Victor Garber, most recently the star of ABC's "Alias," turns up the cranky/arrogant factor as Ron Trott, the media-spinning face of Los Angeles law firm Trott, Nicholson, Tuller & Graves (TNT&G for short).

Trott barks, snarls and snaps, but we're supposed to excuse it because he's a master media manipulator who will fight just as hard for guilty clients as he will for the innocent. Actually, Trott doesn't really care to know whether his clients did the deeds they're charged with. It's young associate Tom "the all-American face of not guilty" Nicholson (Kerr Smith, "Dawson's Creek") who frets over the verdict in this week's series premiere.
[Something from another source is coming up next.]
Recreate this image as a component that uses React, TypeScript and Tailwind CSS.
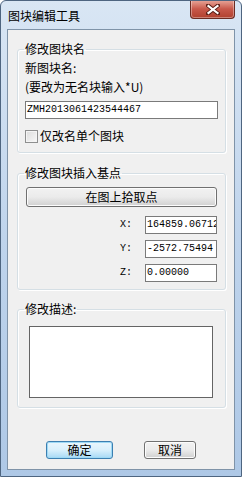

"You do better when you think they're innocent," Trott tells Nicholson. "It's a weakness."

The case involves a wealthy man accused of murdering his wife; the defense says she slipped and fell in a terrible accident. At the end of each week's episode, after the jury has rendered its verdict, "Justice" will show viewers what actually happened. Executive producer Jonathan Shapiro ("The Practice," "Boston Legal") promises that sometimes the guilty will go free and the innocent will be convicted in future episodes.

Legal shows are a dime a dozen, but the "Justice" pilot explores the media's role in creating a circus-like atmosphere for big trials. There's even a Nancy Grace-like (i.e. obnoxiously opinionated) news anchor who hates Trott but invites him on her show ("It's her act," Trott explains of her tendency to pre-convict his clients. "She does it to get ratings.").
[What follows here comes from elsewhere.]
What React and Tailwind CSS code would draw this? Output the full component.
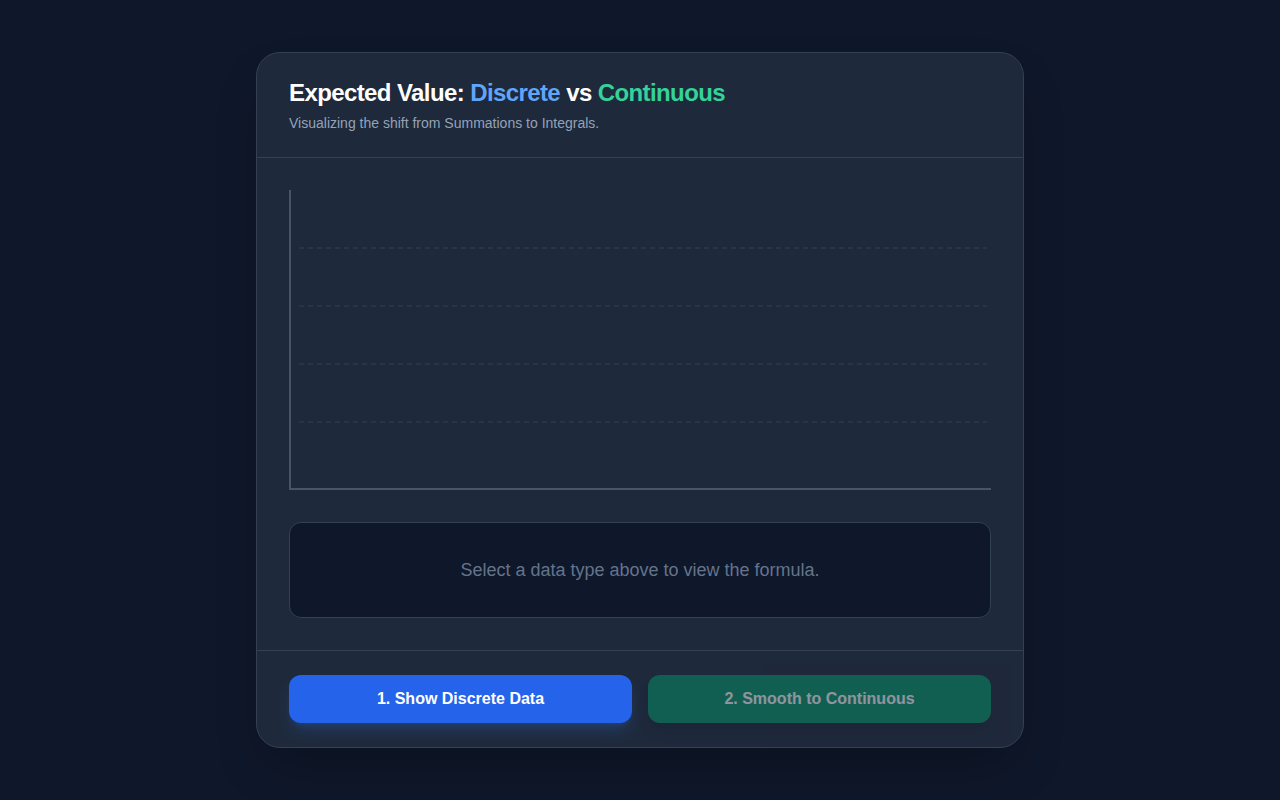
export default function App() {
  const grid = [58, 116, 174, 232];
  return (
    <div className="min-h-screen w-full bg-[#0f172a] flex items-center justify-center" style={{ fontFamily: '"Liberation Sans", Arial, sans-serif' }}>
      <div className="w-[768px] bg-[#1e293b] border border-[#334155] rounded-3xl shadow-2xl overflow-hidden">
        <div className="px-8 py-6 border-b border-[#334155]">
          <h1 className="text-2xl font-bold text-white tracking-tight">
            Expected Value: <span className="text-[#60a5fa]">Discrete</span> vs <span className="text-[#34d399]">Continuous</span>
          </h1>
          <p className="text-sm text-[#94a3b8] mt-1">Visualizing the shift from Summations to Integrals.</p>
        </div>
        <div className="p-8">
          <svg width="702" height="300" viewBox="0 0 702 300" className="block">
            {grid.map((y) => (
              <line key={y} x1="10" x2="698" y1={y} y2={y} stroke="#334155" strokeWidth="1" strokeDasharray="5 4" />
            ))}
            <line x1="1" x2="1" y1="0" y2="300" stroke="#475569" strokeWidth="2" />
            <line x1="0" x2="702" y1="299" y2="299" stroke="#475569" strokeWidth="2" />
          </svg>
          <div className="mt-8 h-24 bg-[#0f172a] border border-[#334155] rounded-xl flex items-center justify-center">
            <p className="text-lg text-[#64748b]">Select a data type above to view the formula.</p>
          </div>
        </div>
        <div className="px-8 py-6 border-t border-[#334155] grid grid-cols-2 gap-4">
          <button className="h-12 rounded-xl bg-[#2563eb] text-white font-bold text-base shadow-lg shadow-blue-500/20">1. Show Discrete Data</button>
          <button disabled className="h-12 rounded-xl bg-[#059669] text-white font-bold text-base opacity-50 shadow-lg">2. Smooth to Continuous</button>
        </div>
      </div>
    </div>
  );
}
Shapiro said that element is what differentiates "Justice."

"The show is really about trying to consider the relationship between the media in these high-profile cases and the law," he said last month at a Fox press conference in Pasadena, Calif. "[It's about] how lawyers have to be very mindful of the fact that the media is an important player in these cases."

The pilot makes that much clear. When Trott's client is about to meet the press for the first time, he warns him, "Right now your guilt or innocence is determined by a 60-second video bite on CNN."
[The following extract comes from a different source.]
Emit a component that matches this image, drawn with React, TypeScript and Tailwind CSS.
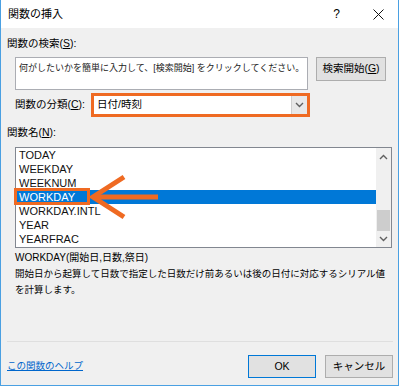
import React from 'react';

const items = ['TODAY', 'WEEKDAY', 'WEEKNUM', 'WORKDAY', 'WORKDAY.INTL', 'YEAR', 'YEARFRAC'];

const Chevron = ({ up }: { up?: boolean }) => (
  <svg width="9" height="6" viewBox="0 0 9 6" className="block">
    <polyline
      points={up ? '1,5 4.5,1.5 8,5' : '1,1 4.5,4.5 8,1'}
      fill="none"
      stroke="#606060"
      strokeWidth="1.4"
    />
  </svg>
);

const App = () => {
  return (
    <div className="w-[400px] h-[387px] bg-white text-black font-['Liberation_Sans','Noto_Sans_CJK_JP',sans-serif]">
      <div className="w-[399px] h-[386px] border-x border-b border-[#4aa0e2] flex flex-col">
        {/* title bar */}
        <div className="h-[28px] bg-white flex items-center pl-[7px] shrink-0">
          <span className="text-[11px] leading-none">関数の挿入</span>
          <span className="ml-auto text-[12px] leading-none">?</span>
          <svg width="11" height="11" viewBox="0 0 11 11" className="ml-[33px] mr-[14px]">
            <path d="M0.5 0.5 L10.5 10.5 M10.5 0.5 L0.5 10.5" stroke="#111" strokeWidth="1" />
          </svg>
        </div>

        {/* body */}
        <div className="flex-1 bg-[#f0f0f0] flex flex-col pl-[6px]">
          <div className="mt-[9px] h-[14px] flex items-center text-[10.5px]">
            関数の検索(<span className="underline">S</span>):
          </div>

          <div className="mt-[6px] ml-[8px] flex items-start">
            <div className="w-[293px] h-[33px] bg-white border border-[#abadb3] px-[3px] pt-[3px] text-[9px] leading-[14px] text-[#222] whitespace-nowrap">
              何がしたいかを簡単に入力して、[検索開始] をクリックしてください。
            </div>
            <button className="ml-[8px] w-[70px] h-[24px] bg-[#e1e1e1] border border-[#adadad] text-[10.5px] flex items-center justify-center">
              検索開始(<span className="underline">G</span>)
            </button>
          </div>

          <div className="mt-[3px] ml-[8px] flex items-center h-[24px]">
            <span className="w-[76px] text-[10.5px] whitespace-nowrap">
              関数の分類(<span className="underline">C</span>):
            </span>
            <div className="w-[219px] h-[24px] border-[3px] border-[#ef6a22] bg-white flex items-center">
              <span className="pl-[3px] text-[10.5px] flex-1">日付/時刻</span>
              <div className="w-[16px] h-full bg-[#e8e8e8] border-l border-[#d0d0d0] flex items-center justify-center">
                <Chevron />
              </div>
            </div>
          </div>

          <div className="mt-[9px] h-[14px] flex items-center text-[10.5px]">
            関数名(<span className="underline">N</span>):
          </div>

          <div className="mt-[7px] ml-[8px] relative w-[377px]">
            <div className="h-[101px] border border-[#828790] bg-white flex">
              <div className="flex-1 flex flex-col">
                {items.map((item) => (
                  <div
                    key={item}
                    className={
                      item === 'WORKDAY'
                        ? 'h-[14px] pl-[3px] flex items-center text-[11px] bg-[#0078d7] text-white'
                        : 'h-[14px] pl-[3px] flex items-center text-[11px] text-[#111]'
                    }
                  >
                    {item}
                  </div>
                ))}
              </div>
              <div className="w-[15px] bg-[#f0f0f0] flex flex-col items-center">
                <div className="h-[17px] flex items-center justify-center">
                  <Chevron up />
                </div>
                <div className="flex-1 w-full relative">
                  <div className="absolute left-[1px] right-[1px] top-[45px] h-[21px] bg-[#cdcdcd]" />
                </div>
                <div className="h-[17px] flex items-center justify-center">
                  <Chevron />
                </div>
              </div>
            </div>
            {/* highlight overlay */}
            <div className="absolute left-[-1px] top-[41px] w-[76px] h-[17px] border-[3px] border-[#ef6a22]" />
            <svg
              width="80"
              height="50"
              viewBox="0 0 80 50"
              className="absolute left-[70px] top-[25px] overflow-visible"
            >
              <polyline points="39,5 8,25 39,45" fill="none" stroke="#ef6a22" strokeWidth="5" strokeLinejoin="miter" />
              <line x1="10" y1="25" x2="73" y2="25" stroke="#ef6a22" strokeWidth="5" />
            </svg>
          </div>

          <div className="mt-[2px] ml-[8px] text-[10px] leading-[16px] whitespace-nowrap">
            <div>WORKDAY(開始日,日数,祭日)</div>
            <div className="text-[9.5px]">
              開始日から起算して日数で指定した日数だけ前あるいは後の日付に対応するシリアル値
              <br />
              を計算します。
            </div>
          </div>

          <div className="flex-1" />

          <div className="h-px bg-[#dfdfdf] mr-[5px]" />

          <div className="mt-[13px] mb-[7px] mr-[5px] h-[23px] flex items-center">
            <a href="#" className="text-[9.5px] text-[#0066cc] underline">
              この関数のヘルプ
            </a>
            <button className="ml-auto w-[68px] h-[23px] bg-[#e1e1e1] border border-[#0078d7] text-[10.5px]">
              OK
            </button>
            <button className="ml-[9px] w-[68px] h-[23px] bg-[#e1e1e1] border border-[#adadad] text-[10.5px]">
              キャンセル
            </button>
          </div>
        </div>
      </div>
    </div>
  );
};

export default App;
But Shapiro also said "Justice" will rely on the basics of a legal case: Telling a story the jury will buy into.

"When you learn how to try a case, the first thing they teach you is you must tell the jury a story," said Shapiro, who practiced law before writing for TV. "The side that tells the most compelling story wins."

The "Justice" premiere suffers from a few typical pilot indulgences (overly expository dialogue), including too few shades of gray in the characters: Trott is too gruff without reason (at least Dr. House has a heart buried somewhere deep) and Nicholson too pure. Supporting characters Alden Tuller (Rebecca Mader) and Luther Graves (the great Eamonn Walker of "Oz") come across as placeholders for characters that may be developed later.

But "Justice" pays attention to details in ways that feel right. During jury selection, Nicholson explains to his client that it's not a politically correct process after the jury consultant casually notes, "Hispanic women, especially old ones, have empathy levels that are off the charts."

"Justice" will continue to serve up stories worth watching if it allows intriguing, specific, salient bits of the legal process to have a trial by TV jury.